Approximately 45 people worked at the network’s Santa Monica offices, which opened late last December. Most were given the option of either relocating or resigning, although some positions were eliminated in the consolidation. A skeleton staff of about a dozen workers will remain in Santa Monica.
Telemundo had more than 350 employees at its Hialeah offices before the realignment.
“It’s important to build a team, and I am very much of the belief that a team is together,” said McNamara. “What was going on here was far too much . . . of a bicoastal situation. [Miami] is where the majority of the Spanish talent is. This is where the majority of our infrastructure is.”

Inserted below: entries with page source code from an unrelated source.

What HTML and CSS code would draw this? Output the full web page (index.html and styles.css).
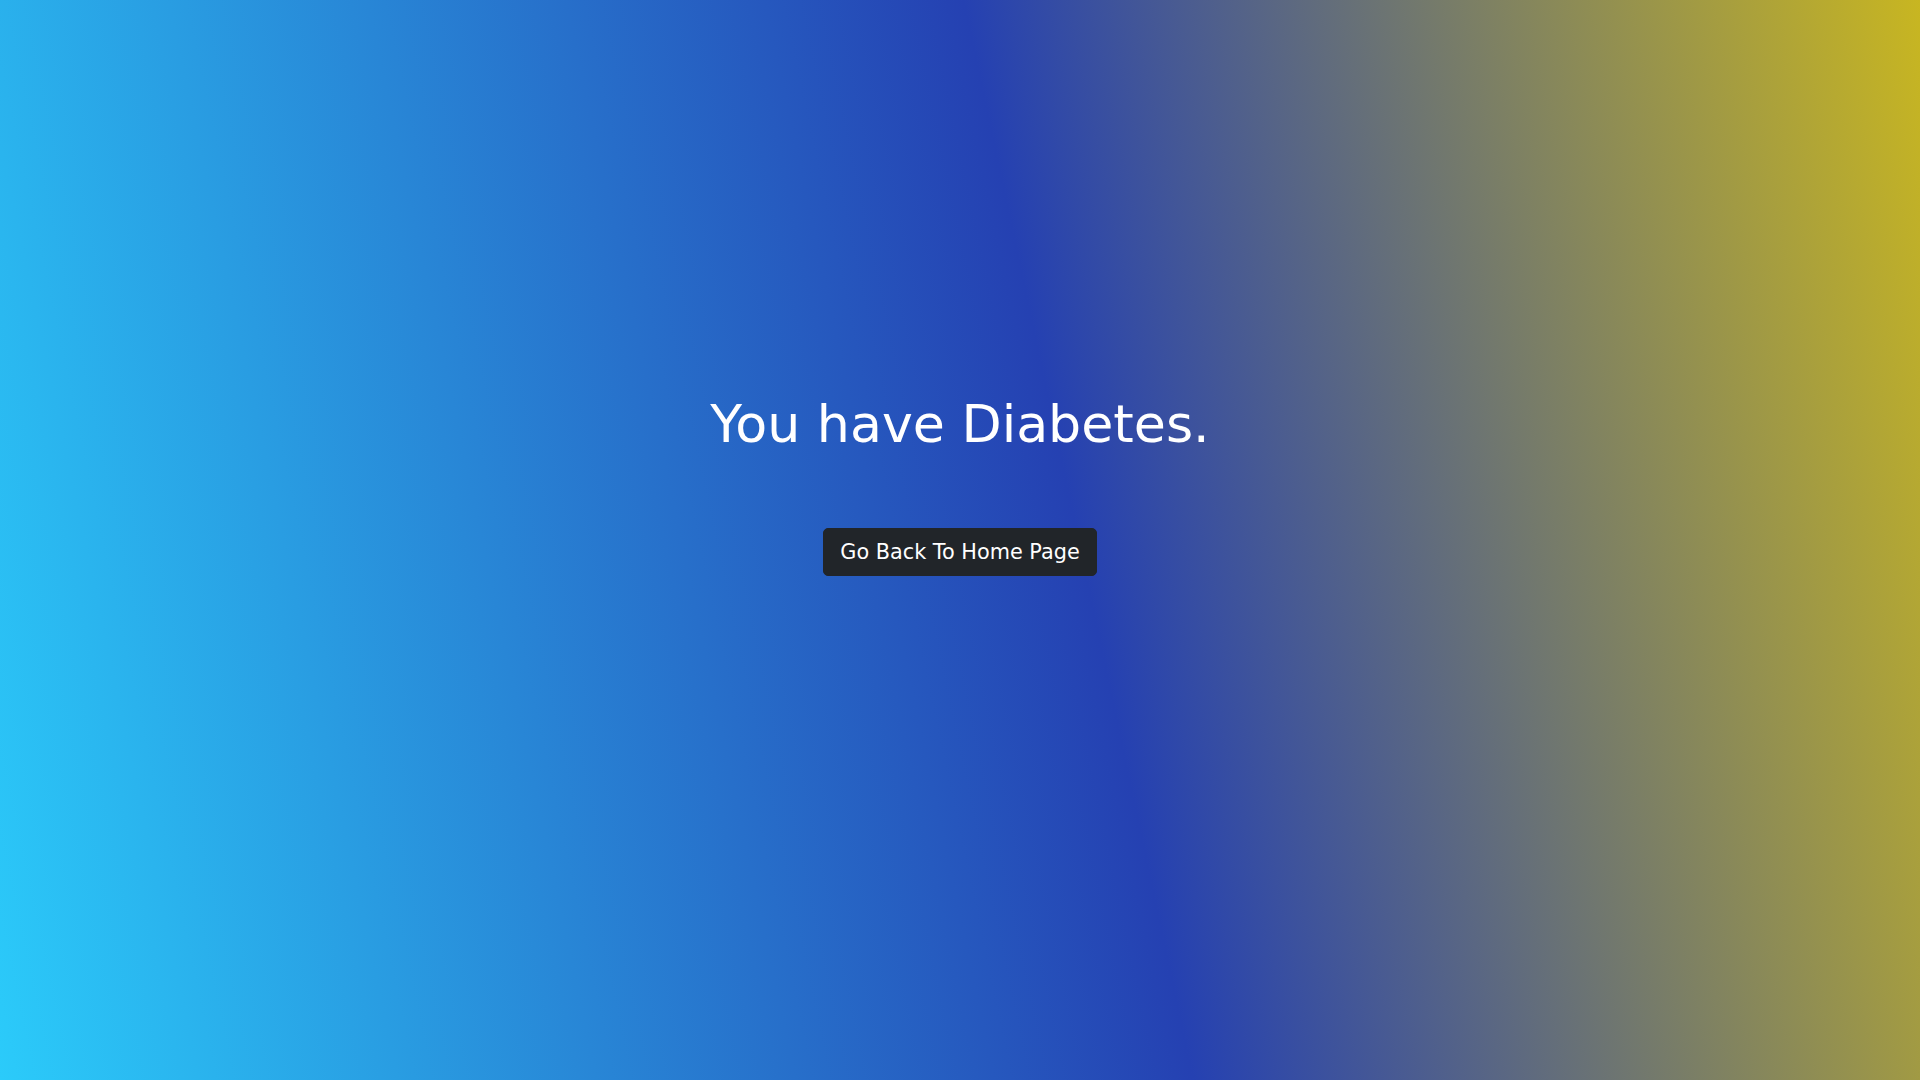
FILE: index.html
```html
<!DOCTYPE html>
<html lang="en">
<head>
<meta charset="utf-8">
<title>Result</title>
<link rel="stylesheet" href="styles.css">
</head>
<body>
<main class="result">
  <h1 class="result-title">You have Diabetes.</h1>
  <a class="btn-home" href="#">Go Back To Home Page</a>
</main>
</body>
</html>
```
FILE: styles.css
```css
html, body {
  margin: 0;
  height: 100%;
}
body {
  font-family: "DejaVu Sans", "Liberation Sans", sans-serif;
  background: linear-gradient(78deg, #2bcbfa 0%, #2541b2 55.5%, #c8b621 100%);
  color: #fff;
}
.result {
  box-sizing: border-box;
  height: 100%;
  display: flex;
  flex-direction: column;
  align-items: center;
  padding-top: 392.6px;
}
.result-title {
  margin: 0;
  font-size: 52.2px;
  font-weight: 400;
  line-height: 1.2;
}
.btn-home {
  margin-top: 73px;
  display: inline-block;
  padding: 8px 16px;
  font-size: 20.8px;
  line-height: 30px;
  color: #fff;
  background: #212529;
  border: 1px solid #212529;
  border-radius: 5px;
  text-decoration: none;
}
```
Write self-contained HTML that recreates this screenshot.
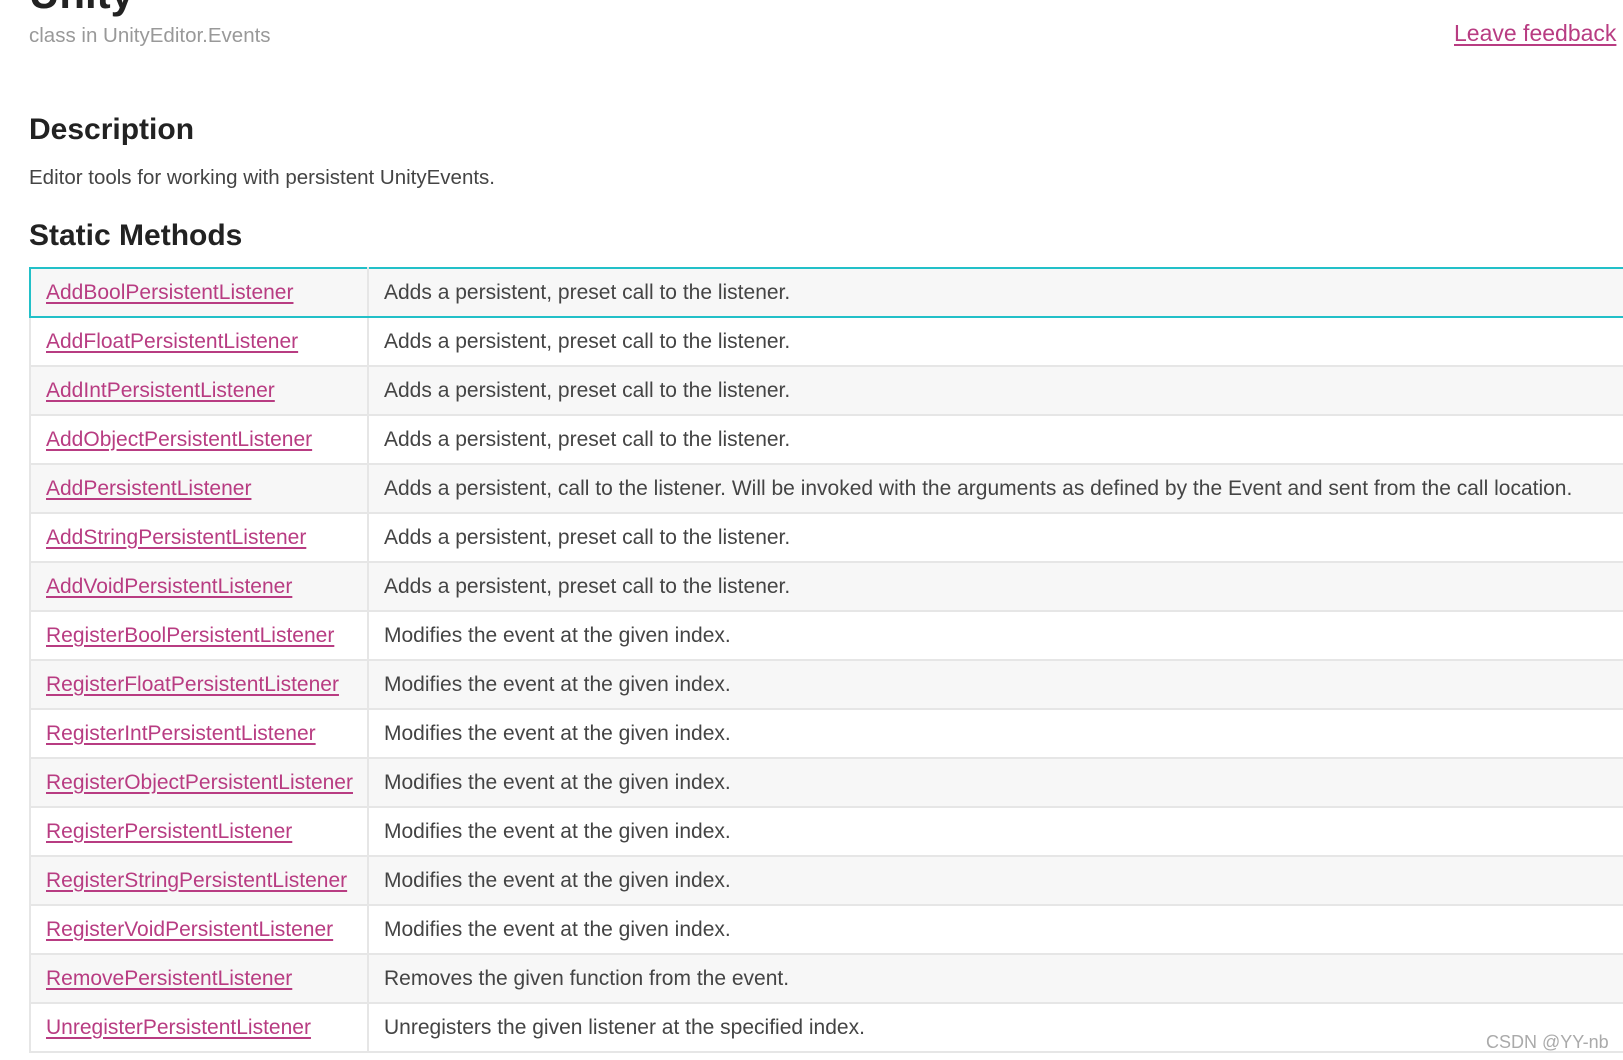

McNamara was named president and CEO of the Sony-owned network July 7, replacing Peter Tortorici after just a 10-month run. Tortorici, a former president of CBS Entertainment, had favored keeping Telemundo’s creative divisions in Southern California to take advantage of the area’s deep talent pool of writers and directors.
Under Tortorici, Telemundo was taping two game shows and a sitcom in Southern California, another sitcom in Mexico City, and two dramas in Tijuana while keeping its nonfiction news and talk programs in Hialeah. This season the Southern California-based sitcoms “Los Beltran” and “Solo en America” will be the only Telemundo productions permanently based outside Florida.
Univision, Telemundo’s chief Spanish-language rival, has based the majority of its network operations in Miami for more than a decade, although its sales office and Univision Communications Inc., the network’s parent corporation, are headquartered in L.A. Univision draws 92% of the prime-time Spanish-language television audience in the U.S., compared to about 8% for Telemundo.